Average Vancouver and Lower Mainland homeowners will still gain despite 15% foreign buyer tax
Since the British Columbia government introduced its new 15% foreign buyers tax to curb Vancouver runaway housing market, property deals in Vancouver involving foreign buyers dropped to 60 between Aug. 2 and Aug. 31 after hitting 1,974 between June 10 and Aug 1. In early September, the Real Estate Board of Greater Vancouver said home sales fell 26 percent in August compared with the same month last year. The Real Estate Board of Vancouver shows the average price of a home in the region has fallen with average prices for a detached single family Vancouver priced at $1.8 million at the start of the 2016 and now dropping to $1.47 million last month. However there is conflicting information here as the average price point encompasses ALL houses priced anywhere in the metro Vancouver area, and its surrounding regions from the $1 million to $15 million range. After the housing price boom before the foreign buyer tax was implemented came to a halt prices may have appeared to have dropped sharply. But some paint a different picture.

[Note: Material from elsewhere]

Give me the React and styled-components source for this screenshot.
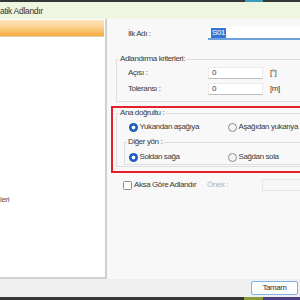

“Put it into perspective,” says Vancouver Real Estate analyst Charles Broom. “The number factor in the average price of house in Vancouver (not “benchmark” price—the average kind of house people live in and not the $3- $15 million property), but a $800,00-$1.2 million detached family house that is more common.” Broom explains that these houses are the most commonly traded houses, “not the mega expensive super- sized mansion in West Vancouver, The British Properties, and other wealthy enclaves.” Broom explains further. “In Vancouver, the benchmark prices have either leveled off or are enjoying mild increases- nothing like the crazy increases from the last two years.” This contrasts with the much higher priced houses that are taking way bigger hits in price decreases. “In fact, the higher priced the house is, the more at risk you are of seeing fairly dramatic price falls. See it like this if you have a $10- 15 million dollar house and you want to sell in today’s market where there is now a shortfall of foreign buyer who has been scared away by the government’s foreign buyer tax. Well, will a $1- $2 million dollar price decrease in your property affect you? Perhaps but not as much as if you had a $1 million dollar property, which could wipe out any equity.” And herein with lies the rub. The lower priced properties aka the “real” benchmark properties are the ones in demand now and won’t take such a big hit.”
Sashi Deo, another Vancouver realtor, agrees with this analysis to a point. “We know in the real estate trade that the B.C. government’s 15-per-cent tax on foreign buyers has thrown a curve ball to the foreign buyers who were expecting prices just to go up and up in Vancouver. So I’m no longer selling homes in the $3 million to $6 million range, there are no more buyers since the 15% tax and the federal government’s closing of tax loopholes recently.” Deo continues, “Now it’s the $1.- 1:5 million dollar homes local people are looking at, but supply is tight, people are either taking property off the market to see where the price is going and adopting the so-called “wait and see approach.” So inventory is limited as people hunker down and wait for prices to go up substantially. It’s a classic way for the housing market to react – close off supply and hope prices go up. The more expensive properties will take the hit for sure.”
Deo also says other areas not affected by the 15% buyer tax are reaping a windfall – “Foreign buyers are looking at Victoria now, where the market is unyielding and even as far as Seattle. Many buy to flip later and make money. If they can’t do it here, they will go to where they can make money, even as far as Toronto where house prices are going through the same increases Vancouver went through.
Broom also concurs. “Demand is outstripping supply, and so homeowners are at an advantage and not panicking as far as I can see. Most owners can pay their mortgages and as long as interest rates are low and the market stays high, we won’t see people going underwater in their homes and handing the keys back like what happened in the US in the housing crash of 2008.” Broom adds, “If you have an average benchmark house at the sweet spot say $1 million to $2 million its best to hang on and hope for modest price gains probably in the single digits, not the 100-150 % percent price increases we had in the last few years. If you bought when prices were low, you have already made you money anyhow. Will foreign buyer come back and will we see the crazy price rises again? Only time will tell, but for now, homeowners who own modest properties are still at a huge advantage.”